Aditya, Wednesday, April 18, 2018 3:38 am

Parenting and Child Psychology in the Gita

“Child is the father of man” – this quote from Wordsworth reveals a great truth taught by modern psychologists and even Arjuna in Bhagavad Gita Chapter 1. What is that? That our experiences from childhood directly influence our behaviour and values as an adult. So if you have a happy and healthy childhood, you are much more likely to have a healthy mind with dharmic values as an adult.  Conversely, if you have a disturbed childhood – this can directly lead to painful psychological issues and as an adult. Often we are not even aware of these issues as they are hidden in our sub-conscious mind, but they do manifest in our behaviour and insecurities.

A ‘healthy’ childhood directly contributes to a healthy mind in an adult. And all these adults and children make up families. And all these families make up the society. So to have a Dharmic society (i.e. a society which values culture/spirituality and truth more than money/sense pleasure), we need Dharmic families, Dharmic people. And to have Dharmic people, we require to be raised with Dharmic childhood values. And to be raised with Dharmic childhood values – what do we need? Dharmic parents!

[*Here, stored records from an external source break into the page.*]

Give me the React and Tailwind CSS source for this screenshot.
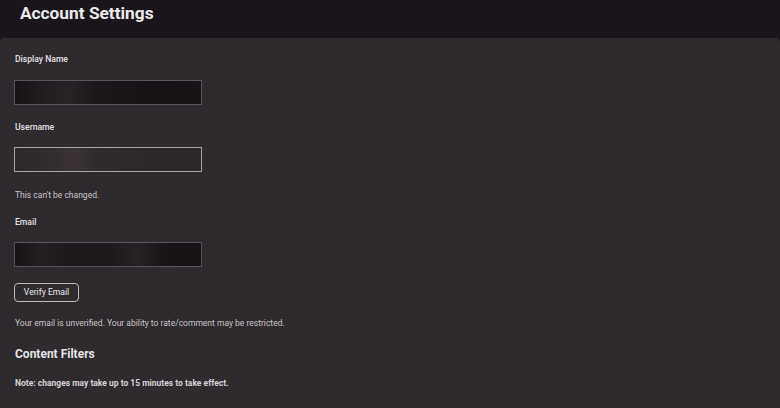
import { useState } from "react";

// Account settings page: dark header strip, then a panel with the profile
// form. The field contents are blurred in the capture, so inputs carry a soft
// gradient instead of text.
const font = { fontFamily: "Roboto, 'Liberation Sans', sans-serif" };

function Label({ children, className = "" }) {
  return (
    <div className={"text-[8.6px] leading-[12px] font-medium text-[#e4e2e4] " + className}>
      {children}
    </div>
  );
}

function Field({ className = "" }) {
  return <div className={"w-[188px] h-[25px] border " + className} />;
}

export default function App() {
  const [verifying, setVerifying] = useState(false);

  return (
    <div style={font} className="w-[780px] h-[408px] overflow-hidden bg-[#19151a]">
      <header className="h-[38px] px-[20px] pt-[2px]">
        <h1 className="text-[17.3px] leading-[22px] font-bold text-[#ebe9eb]">Account Settings</h1>
      </header>

      <main className="h-[370px] rounded-t-[4px] bg-[#2e2a2e] px-[14px] pt-[15px]">
        <Label className="pl-px">Display Name</Label>
        <Field className="mt-[15px] border-[#58545a] bg-[linear-gradient(90deg,#161216_0%,#1e1a1e_12%,#262226_28%,#1a161a_45%,#161215_70%,#171316_100%)]" />

        <Label className="mt-[16px] pl-px">Username</Label>
        <Field className="mt-[14px] border-[#a9a6aa] bg-[linear-gradient(90deg,#2c282c_0%,#322d31_20%,#3a3236_32%,#302b2f_45%,#2b272b_70%,#2b272b_100%)]" />

        <p className="mt-[17px] pl-px text-[8.5px] leading-[12px] text-[#c9c6c9]">This can't be changed.</p>

        <Label className="mt-[15px] pl-px">Email</Label>
        <Field className="mt-[14px] border-[#58545a] bg-[linear-gradient(90deg,#161216_0%,#231f23_14%,#1b171b_30%,#1c181c_50%,#252125_66%,#171316_80%,#161215_100%)]" />

        <button
          onClick={() => setVerifying(true)}
          className="mt-[16px] flex h-[19px] w-[65px] items-center justify-center rounded-[4px] border border-[#bdbabe] text-[8.6px] text-[#ebe9eb]"
        >
          {verifying ? "Sending…" : "Verify Email"}
        </button>

        <p className="mt-[15px] pl-px text-[8.5px] leading-[12px] text-[#c9c6c9]">
          Your email is unverified. Your ability to rate/comment may be restricted.
        </p>

        <h2 className="mt-[17px] pl-px text-[12px] leading-[16px] font-bold text-[#e4e2e4]">Content Filters</h2>

        <p className="mt-[15px] pl-px text-[8.5px] leading-[12px] font-bold text-[#d6d3d6]">
          Note: changes may take up to 15 minutes to take effect.
        </p>
      </main>
    </div>
  );
}
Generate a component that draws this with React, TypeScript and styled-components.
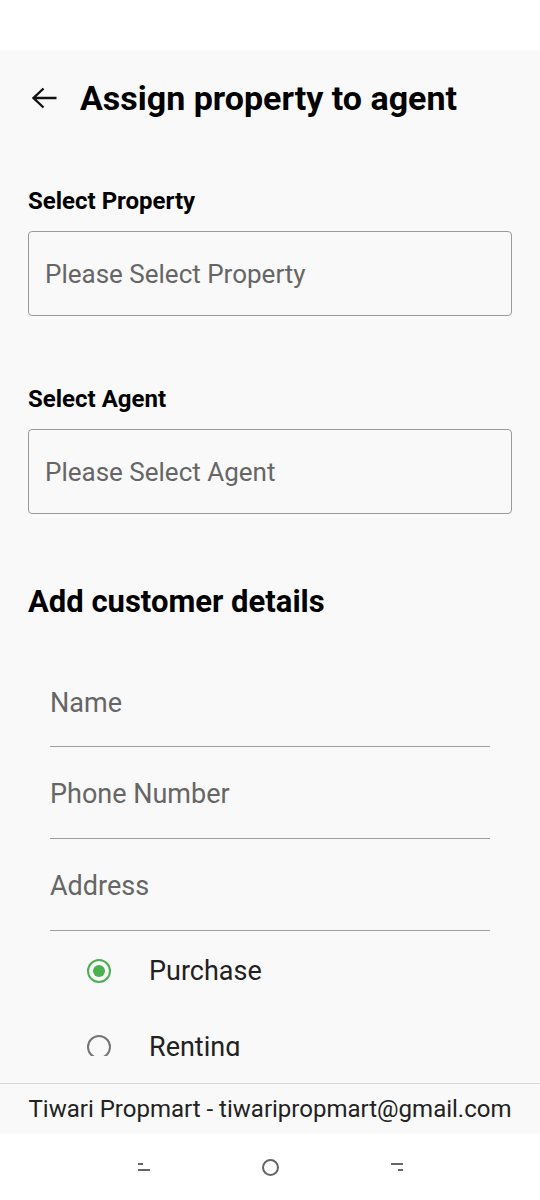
import styled, { createGlobalStyle } from 'styled-components'

const GlobalStyle = createGlobalStyle`
  html, body {
    margin: 0;
    padding: 0;
    background: #ffffff;
  }
  body {
    font-family: Roboto, "Noto Sans", sans-serif;
  }
`

export default function App() {
  return (
    <Screen>
      <GlobalStyle />
      <StatusBar />
      <Main>
        <Header>
          <BackButton aria-label="back">
            <svg width="26" height="22" viewBox="0 0 26 22" fill="none">
              <path d="M1.5 11H24.5M11.5 1.5L1.5 11L11.5 20.5" stroke="#111" strokeWidth="2.4" />
            </svg>
          </BackButton>
          <Title>Assign property to agent</Title>
        </Header>
        <Scroll>
          <Label>Select Property</Label>
          <SelectBox>Please Select Property</SelectBox>
          <Label $top={71}>Select Agent</Label>
          <SelectBox>Please Select Agent</SelectBox>
          <SectionTitle>Add customer details</SectionTitle>
          <Fields>
            <UnderlineField>Name</UnderlineField>
            <UnderlineField>Phone Number</UnderlineField>
            <UnderlineField>Address</UnderlineField>
          </Fields>
          <RadioGroup>
            <RadioRow>
              <Radio $checked />
              <RadioText>Purchase</RadioText>
            </RadioRow>
            <RadioRow>
              <Radio />
              <RadioText>Renting</RadioText>
            </RadioRow>
          </RadioGroup>
        </Scroll>
        <Footer>Tiwari Propmart - tiwaripropmart@gmail.com</Footer>
      </Main>
      <NavBar>
        <svg width="14" height="10" viewBox="0 0 14 10">
          <path d="M1 2H6M1 8H13" stroke="#666" strokeWidth="2" />
        </svg>
        <NavHome />
        <svg width="14" height="10" viewBox="0 0 14 10">
          <path d="M1 2H13M8 8H13" stroke="#666" strokeWidth="2" />
        </svg>
      </NavBar>
    </Screen>
  )
}

const Screen = styled.div`
  width: 540px;
  height: 1200px;
  display: flex;
  flex-direction: column;
  overflow: hidden;
`

const StatusBar = styled.div`
  height: 50px;
  background: #ffffff;
  flex-shrink: 0;
`

const Main = styled.div`
  flex: 1;
  display: flex;
  flex-direction: column;
  background: #f9f9f9;
  min-height: 0;
`

const Header = styled.div`
  height: 96px;
  display: flex;
  align-items: center;
  padding-left: 32px;
  flex-shrink: 0;
`

const BackButton = styled.div`
  width: 48px;
  display: flex;
  align-items: center;
`

const Title = styled.h1`
  margin: 0;
  font-size: 34px;
  font-weight: 700;
  color: #000;
`

const Scroll = styled.div`
  flex: 1;
  min-height: 0;
  overflow: hidden;
  padding: 0 28px;
  margin-bottom: 27px;
`

const Label = styled.div<{ $top?: number }>`
  margin-top: ${p => p.$top ?? 43}px;
  font-size: 24px;
  line-height: 24px;
  font-weight: 700;
  color: #000;
`

const SelectBox = styled.div`
  margin-top: 18px;
  height: 85px;
  box-sizing: border-box;
  border: 1.5px solid #9a9a9a;
  border-radius: 4px;
  display: flex;
  align-items: center;
  padding-left: 16px;
  font-size: 26px;
  color: #666;
`

const SectionTitle = styled.h2`
  margin: 72px 0 0;
  font-size: 31px;
  line-height: 32px;
  font-weight: 700;
  color: #000;
`

const Fields = styled.div`
  margin-top: 69px;
  padding: 0 22px;
  display: flex;
  flex-direction: column;
`

const UnderlineField = styled.div`
  height: 92px;
  box-sizing: border-box;
  border-bottom: 1.5px solid #9e9e9e;
  font-size: 27px;
  color: #666;
  &:first-child {
    height: 60px;
  }
  &:not(:first-child) {
    display: flex;
    align-items: center;
    padding-top: 2px;
  }
`

const RadioGroup = styled.div`
  display: flex;
  flex-direction: column;
`

const RadioRow = styled.div`
  height: 72px;
  display: flex;
  align-items: center;
  padding-left: 59px;
  &:first-child {
    height: 80px;
  }
`

const Radio = styled.span<{ $checked?: boolean }>`
  width: 24px;
  height: 24px;
  box-sizing: border-box;
  border-radius: 50%;
  border: 2.5px solid ${p => (p.$checked ? '#4caf50' : '#757575')};
  display: flex;
  align-items: center;
  justify-content: center;
  &::after {
    content: '';
    display: ${p => (p.$checked ? 'block' : 'none')};
    width: 12px;
    height: 12px;
    border-radius: 50%;
    background: #4caf50;
  }
`

const RadioText = styled.span`
  margin-left: 38px;
  font-size: 27px;
  color: #212121;
`

const Footer = styled.div`
  height: 51px;
  box-sizing: border-box;
  border-top: 1.5px solid #d6d6d6;
  display: flex;
  align-items: center;
  justify-content: center;
  font-size: 24px;
  color: #222;
  flex-shrink: 0;
`

const NavBar = styled.div`
  height: 66px;
  background: #ffffff;
  display: flex;
  align-items: center;
  justify-content: center;
  gap: 111px;
  flex-shrink: 0;
`

const NavHome = styled.span`
  width: 17px;
  height: 17px;
  box-sizing: border-box;
  border: 2px solid #666;
  border-radius: 50%;
`
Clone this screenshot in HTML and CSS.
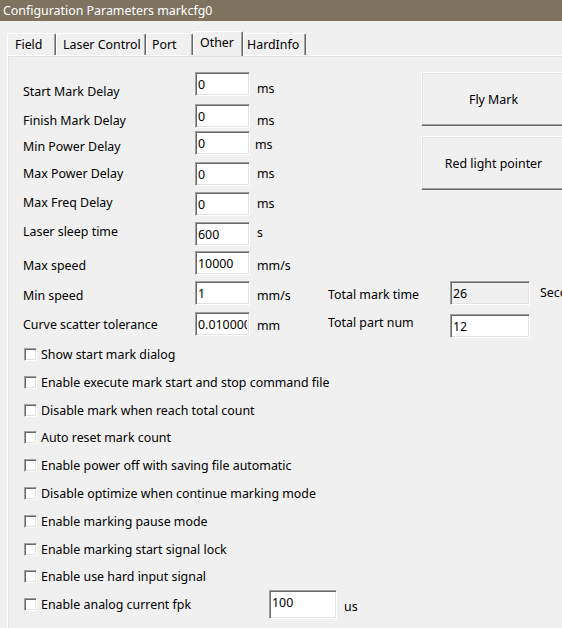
FILE: index.html
```html
<!DOCTYPE html>
<html>
<head>
<meta charset="utf-8">
<meta name="viewport" content="width=device-width, initial-scale=1">
<link rel="stylesheet" href="styles.css">
</head>
<body>

<div class="titlebar">Configuration Parameters markcfg0</div>

<div class="tabs">
  <div class="tab tab--field">Field</div>
  <div class="tab tab--laser">Laser Control</div>
  <div class="tab tab--port">Port</div>
  <div class="tab tab--other tab--active">Other</div>
  <div class="tab tab--hard">HardInfo</div>
</div>

<div class="panel">

  <div class="top">
    <div class="delays">
      <div class="row"><span class="label">Start Mark Delay</span><input class="field" value="0"><span class="unit">ms</span></div>
      <div class="row"><span class="label">Finish Mark Delay</span><input class="field" value="0"><span class="unit">ms</span></div>
      <div class="row"><span class="label">Min Power Delay</span><input class="field" value="0"><span class="unit">ms</span></div>
      <div class="row"><span class="label">Max Power Delay</span><input class="field" value="0"><span class="unit">ms</span></div>
      <div class="row"><span class="label">Max Freq Delay</span><input class="field" value="0"><span class="unit">ms</span></div>
      <div class="row"><span class="label">Laser sleep time</span><input class="field" value="600"><span class="unit">s</span></div>
      <div class="row"><span class="label">Max speed</span><input class="field" value="10000"><span class="unit">mm/s</span></div>
    </div>
    <div class="actions">
      <button class="btn">Fly Mark</button>
      <button class="btn">Red light pointer</button>
    </div>
  </div>

  <div class="totals">
    <div class="row">
      <span class="label">Min speed</span><input class="field" value="1"><span class="unit">mm/s</span>
      <span class="total-label">Total mark time</span><input class="field field--wide field--off" value="26" readonly><span class="total-unit">Second</span>
    </div>
    <div class="row">
      <span class="label">Curve scatter tolerance</span><input class="field" value="0.010000"><span class="unit">mm</span>
      <span class="total-label">Total part num</span><input class="field field--wide" value="12">
    </div>
  </div>

  <ul class="checks">
    <li class="check"><span class="box"></span><span class="check-text">Show start mark dialog</span></li>
    <li class="check"><span class="box"></span><span class="check-text">Enable execute mark start and stop command file</span></li>
    <li class="check"><span class="box"></span><span class="check-text">Disable mark when reach total count</span></li>
    <li class="check"><span class="box"></span><span class="check-text">Auto reset mark count</span></li>
    <li class="check"><span class="box"></span><span class="check-text">Enable power off with saving file automatic</span></li>
    <li class="check"><span class="box"></span><span class="check-text">Disable optimize when continue marking mode</span></li>
    <li class="check"><span class="box"></span><span class="check-text">Enable marking pause mode</span></li>
    <li class="check"><span class="box"></span><span class="check-text">Enable marking start signal lock</span></li>
    <li class="check"><span class="box"></span><span class="check-text">Enable use hard input signal</span></li>
    <li class="check"><span class="box"></span><span class="check-text check-text--fixed">Enable analog current fpk</span><input class="field field--fpk" value="100"><span class="unit">us</span></li>
  </ul>

</div>

</body>
</html>
```

FILE: styles.css
```css
/* base */
* {box-sizing: border-box;}

body {
  margin: 0;
  width: 562px;
  height: 628px;
  overflow: hidden;
  font-family: "Noto Sans", "Open Sans", sans-serif;
  font-size: 12.4px;
  color: #000;
  background: #f0f0f0;
}

/* window caption */
.titlebar {
  height: 21px;
  padding-left: 3px;
  line-height: 21px;
  color: #fff;
  background: #7e735f;
  white-space: nowrap;
}

/* tab strip */
.tabs {
  display: flex;
  align-items: flex-end;
  height: 24px;
  margin-top: 10px;
  padding-left: 7px;
}
.tab {
  flex: none;
  height: 22px;
  padding-top: 2px;
  line-height: 17px;
  white-space: nowrap;
  border-top: 1px solid #fff;
  border-left: 1px solid #fff;
  border-right: 1px solid #696969;
  border-radius: 2px 2px 0 0;
  box-shadow: inset -1px 0 #a0a0a0;
}
.tab--field {width: 49px; padding-left: 7px;}
.tab--laser {width: 90px; padding-left: 6px;}
.tab--port {width: 47px; padding-left: 5px;}
.tab--other {width: 50px; padding-left: 6px;}
.tab--hard {width: 63px; padding-left: 3px;}
.tab--active {
  position: relative;
  z-index: 1;
  height: 25px;
  margin-bottom: -1px;
  background: #f0f0f0;
}

/* page body */
.panel {
  height: 573px;
  margin-left: 7px;
  padding-left: 15px;
  border-top: 1px solid #fff;
  border-left: 1px solid #fff;
  box-shadow: inset 1px 1px #e3e3e3;
}

.top {
  display: flex;
  padding-top: 16px;
}
.delays {flex: none; width: 398px;}
.actions {flex: none;}

.row {
  display: flex;
  align-items: flex-start;
  white-space: nowrap;
}
.row > * {flex: none;}
.label {
  width: 172px;
  line-height: 26px;
}
.unit {
  width: 78px;
  padding-left: 7px;
  line-height: 26px;
}

.delays .row:nth-child(1) {height: 32px;}
.delays .row:nth-child(2) {height: 27px;}
.delays .row:nth-child(3) {height: 31px;}
.delays .row:nth-child(4) {height: 30px;}
.delays .row:nth-child(5) {height: 30px;}
.delays .row:nth-child(6) {height: 29px;}
.delays .row:nth-child(7) {height: 30px;}
.totals .row:nth-child(1) {height: 31px;}
.totals .row:nth-child(2) {height: 28.6px;}

.delays .row:nth-child(1) .label {margin-top: 7px;}
.delays .row:nth-child(2) .label {margin-top: 4px;}
.delays .row:nth-child(3) .label {margin-top: 3px;}
.delays .row:nth-child(4) .label {margin-top: -1px;}
.delays .row:nth-child(5) .label {margin-top: -2px;}
.delays .row:nth-child(6) .label {margin-top: -3px;}
.delays .row:nth-child(7) .label {margin-top: 2px;}
.totals .row:nth-child(1) .label {margin-top: 2px;}

.delays .row:nth-child(1) .unit {margin-top: 4px;}
.delays .row:nth-child(2) .unit {margin-top: 4px;}
.delays .row:nth-child(3) .unit {margin-top: 1px; padding-left: 5px;}
.delays .row:nth-child(4) .unit {margin-top: -1px;}
.delays .row:nth-child(5) .unit {margin-top: -1px;}
.delays .row:nth-child(6) .unit {margin-top: -2px;}
.delays .row:nth-child(7) .unit {margin-top: 2px;}
.totals .row:nth-child(1) .unit {margin-top: 2px;}
.totals .row:nth-child(2) .unit {margin-top: 1px;}

.total-label {
  width: 122px;
  line-height: 26px;
}
.totals .row:nth-child(1) .total-label {margin-top: 1px;}
.totals .row:nth-child(2) .total-label {margin-top: -2px;}
.totals .row:nth-child(2) .field--wide {margin-top: 2px;}
.total-unit {
  padding-left: 10px;
  line-height: 26px;
  margin-top: -1px;
}

/* sunken edit box */
.field {
  flex: none;
  width: 55px;
  height: 24px;
  margin: 0;
  padding: 0 2px;
  font: inherit;
  line-height: 20px;
  color: #000;
  background: #fff;
  border: 1px solid;
  border-color: #a0a0a0 #fff #fff #a0a0a0;
  box-shadow: inset 1px 1px #696969, inset -1px -1px #e3e3e3;
  outline: none;
}
.field--wide {width: 80px;}
.field--off {background: #f0f0f0;}
.field--fpk {
  width: 68px;
  height: 29px;
  padding-bottom: 5px;
}

/* push buttons */
.actions {
  display: flex;
  flex-direction: column;
  gap: 10px;
}
.btn {
  width: 145px;
  height: 54px;
  margin: 0;
  padding: 0;
  font: inherit;
  color: #000;
  background: #f0f0f0;
  border: 1px solid;
  border-color: #fff #696969 #696969 #fff;
  box-shadow: inset -1px -1px #a0a0a0, inset 1px 1px #e3e3e3;
}

/* check boxes */
.checks {
  margin: 0;
  padding: 0 0 0 1px;
  list-style: none;
}
.check {
  display: flex;
  align-items: center;
  height: 27.8px;
  white-space: nowrap;
}
.check > * {flex: none;}
.box {
  width: 13px;
  height: 13px;
  background: #fff;
  border: 1px solid;
  border-color: #a0a0a0 #fff #fff #a0a0a0;
  box-shadow: inset 1px 1px #696969, inset -1px -1px #e3e3e3;
}
.check-text {padding-left: 4px;}
.check-text--fixed {width: 232px;}
.check .unit {width: auto; padding-top: 4px;}
```
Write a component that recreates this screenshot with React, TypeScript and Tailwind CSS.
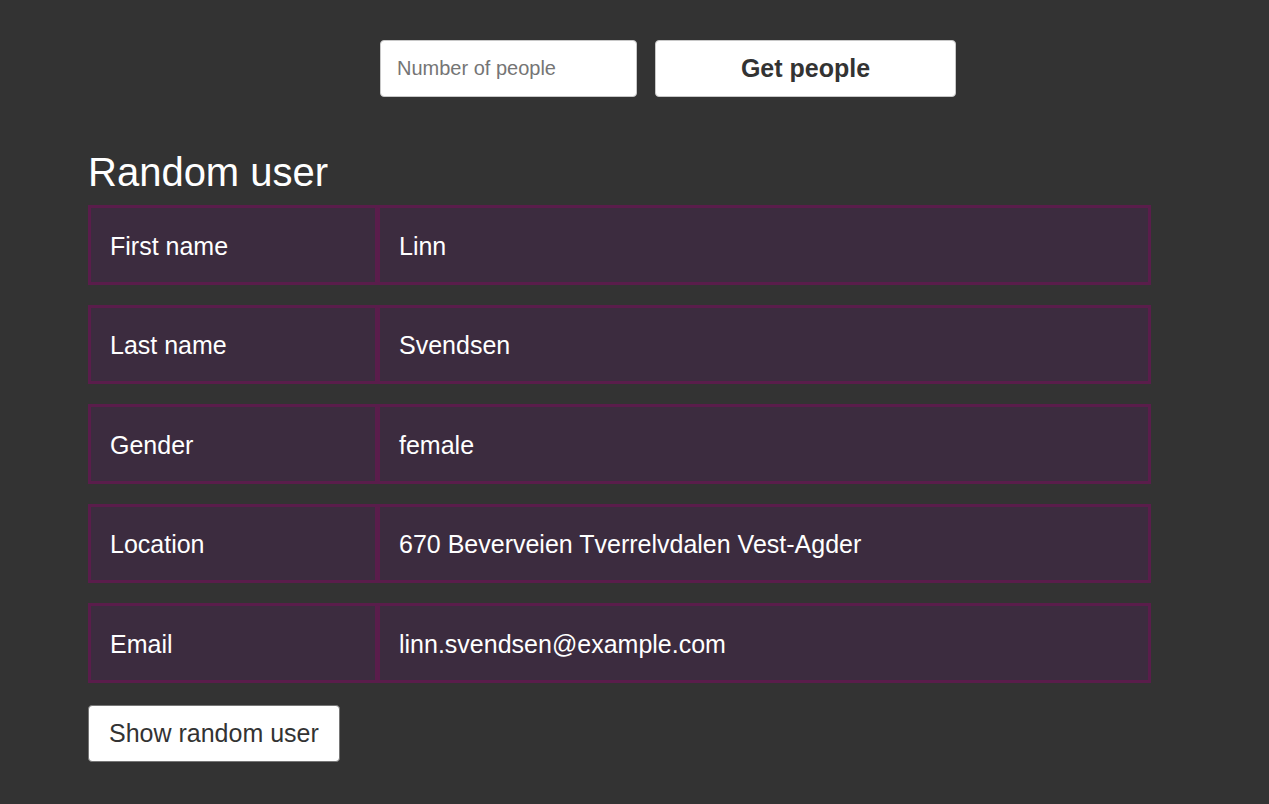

Why? Because a child learns all its values from its parents. When a child is born, it does not have any value structure. The child’s mind (buddhi) is not developed enough to have the capacity to judge things for itself. The child does not understand what is right and wrong. It does not know what is good and bad. It does not know what to do or what to not do. What to say or not – if the mother calls some fellow an “idiot”, the child will also call him an “idiot”. If the father argues all the time, the child will argue all the time. Children simply ‘copy and paste’ behaviour and values. The child learns these values via non-verbal communication, because the child’s intellect (buddhi) is too immature to comprehend and learn things intellectually. Hence it’s all non-verbal learning through copying.

Which values do a child learn? 2 types: (1) Value for different things in the world; (2) Value for its own self. So a child learns both 1 & 2 from its parents. Even 2 – a value for its own self – it learns from the parents. How so? The child does not know if it is an acceptable child, or a rejected child. It has no Self-opinion as it is too little to have a concept about itself. Hence, the child’s self-opinion will be based on the parents opinion of the child. This is particularly true between the ages of 0 to 5 years when the child is forming its thinking about itself. It forms a sub-conscious self-opinion and the child is not even aware this is happening as it occurs naturally. This is why it is critical for parents to treat their children with a lot of love and attention, being sensitive to how they behave in front of the child, especially between the ages of 0 to 5 years. Therefore –  rajavat panchavarshini – The great philosopher Bhatr Hari says treat your child like a king up to the age of 5 years. Mother and father must be on their best behaviour, not arguing in front of kids and following bad habits. Even a mother and father contradicting each other in front of a young child can create a lot of unhealthy confusion and pain in the child’s mind. The child does not know whether to follow mum or dad, as both are like God in his/her eyes. Hence if you are going to disagree – do not do this in front of children. Rather parents should encourage their children, praise them when very young, show them affection…and in this way the child will develop a very beautiful self-image. Their self-opinion up to the age of 5 years will be very healthy and this will give them a lot of confidence to achieve whatever they wish to in life. Whether it be academic, career, or even spiritual accomplishments – we all need self-confidence (called ‘Atma-kripa’). Most importantly, self-confidence is key in achieving Moksha (Gita 6.5. – Lift yourself up by yourself) in the sense that if you do not really believe you can achieve liberation, then you won’t get it. And the root of self-confidence is sub-consciously formed from a healthy childhood with loving parents. Remember though, that self-confidence does not mean arrogance.

So out of the mother and father, who is more important to a child? Arjuna (Gita 1.41) gives us the answer – the mother of course!  Mother always ranks highest for a baby. Then father. Not to say father is unimportant for a child.  Naturally a father is very important, but a mother is the closest. Even simple biology reveals this fact given that we are intimately biologically connected with our mother in her womb. Not father. And after birth, the child naturally seeks its mother first. Therefore the role of mother is very important in influencing a child’s thoughts and raising a dharmic adult. If mother’s do not value culture and spirituality, then their children will not either. Hence the fabric of society depends on mothers, fathers and a stable family environment.

Arjuna in chapter 1 says that if families are broken (due to him fighting a war and killing many fathers of families in battle), it will lead to children being brought up in broken homes, and those children not having dharmic values due to the absence of a stable family environment, then they as adults won’t follow dharma and the entire society becomes adharmic. Hence the importance of a stable families for a dharmic society.